Rounding off, approximately 50,000 transplants are performed in the U.S. each year. Eye Bank Association of America member eye banks also export approximately 20,000 corneas for use outside the U.S. every year. While corneal blindness in the U.S. amenable to keratoplasty essentially no longer exists, the story is extremely different in areas of the world where an inadequate eye banking network, unavailability of trained corneal surgeons and economic barriers leave several million people who might respond to a corneal transplant blind and disabled.
In the U.S., a study by the Lewin Group found the cost of a corneal transplant, including tissue, facility, anesthesia, surgeon and postoperative care, is approximately $15,000. We corneal surgeons know that we are only a very small part of this cost, in most cases less than 10%. In the same study, the calculated “value” to society of treating a patient disabled by corneal disease with a keratoplasty was $250,000 for those younger than 65 years and somewhat less as patients age and life expectancy declines. Corneal transplantation is therefore not only life-changing for patients, but also a great value for society.
The biggest change in the field of keratoplasty over the last decade has been the transition from penetrating keratoplasty to lamellar keratoplasty, especially for endothelial dysfunction, including aphakic and pseudophakic bullous keratopathy and Fuchs’ dystrophy. Approximately 20,000 of the 50,000 corneal transplants performed in the U.S. each year are now some form of lamellar endothelial keratoplasty.

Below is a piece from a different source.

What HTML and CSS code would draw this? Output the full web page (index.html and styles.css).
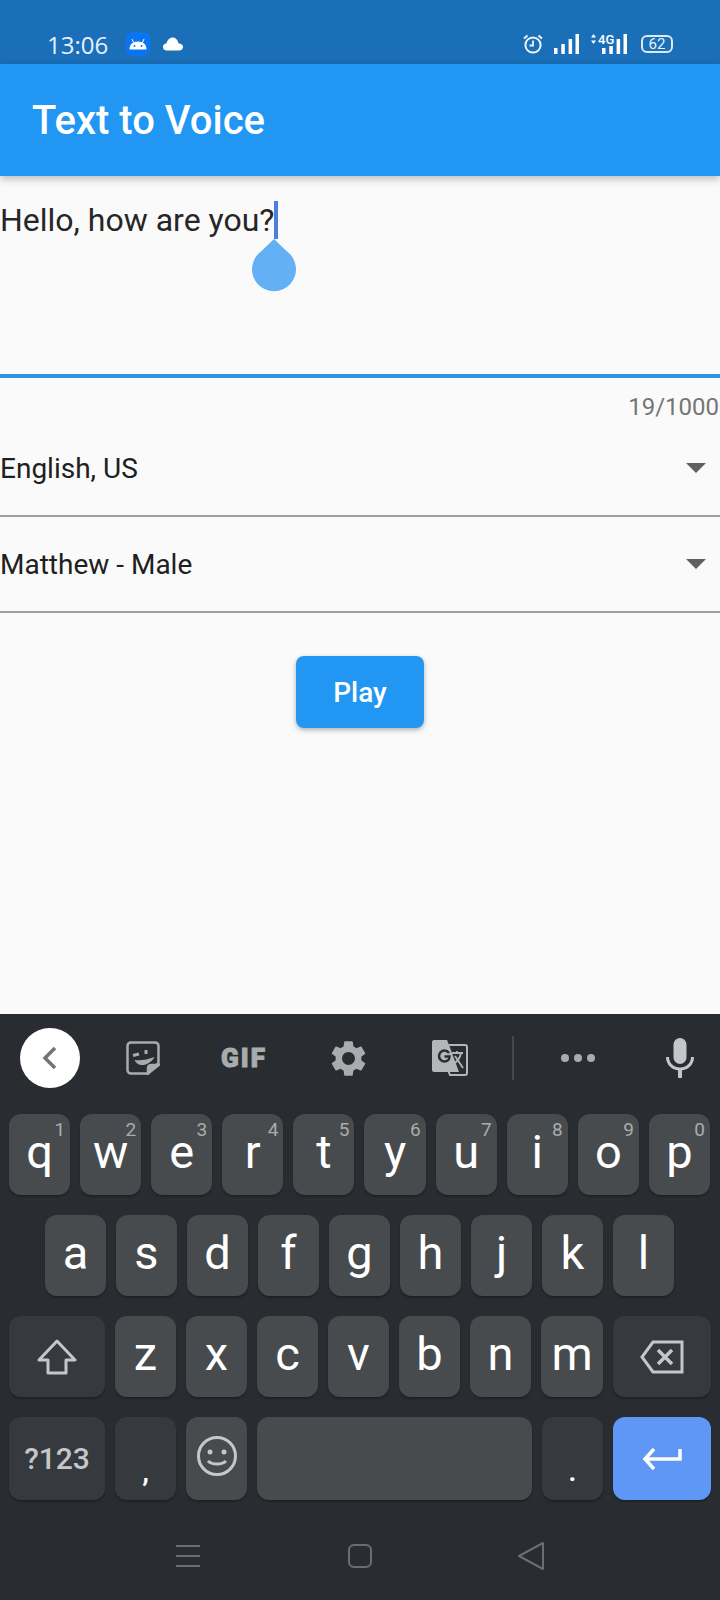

The first meaningful transition, now pretty much complete in the U.S., was from PK to what most today call Descemet’s stripping endothelial keratoplasty. Our group of four, soon to be five, corneal surgeons made this transition nearly 5 years ago, and overall today we find DSEK preferable for most patients with endothelial dysfunction. Still, my personal impression affirmed by a substantial set of data collected and published by Doug Coster, MD, from a well-managed Australian Registry is not clearly in favor of DSEK over PK. While DSEK is much easier on the surgeon and the patient than PK, there is a significant learning curve, and postoperative interventions such as re-bubbling are a hassle for all. In addition, at 12 months and later postoperative, visual acuities achieved, especially if the PK patient is allowed to wear a gas permeable hard contact lens, are often superior with PK. In favor of DSEK, there is much more rapid visual recovery and less astigmatism, the hassle of suture removal and suture-related complications is reduced or eliminated, and there may be a slightly lower rejection rate. However, many patients with long-standing corneal edema also develop stromal or anterior corneal surface haze and/or significant epithelial basement membrane dystrophy. Depending on the corneal surgeon, some choose to treat these patients with DSEK combined with superficial keratectomy or phototherapeutic keratectomy when the surface disease is significant, while others choose PK. Both, in my opinion, are reasonable approaches.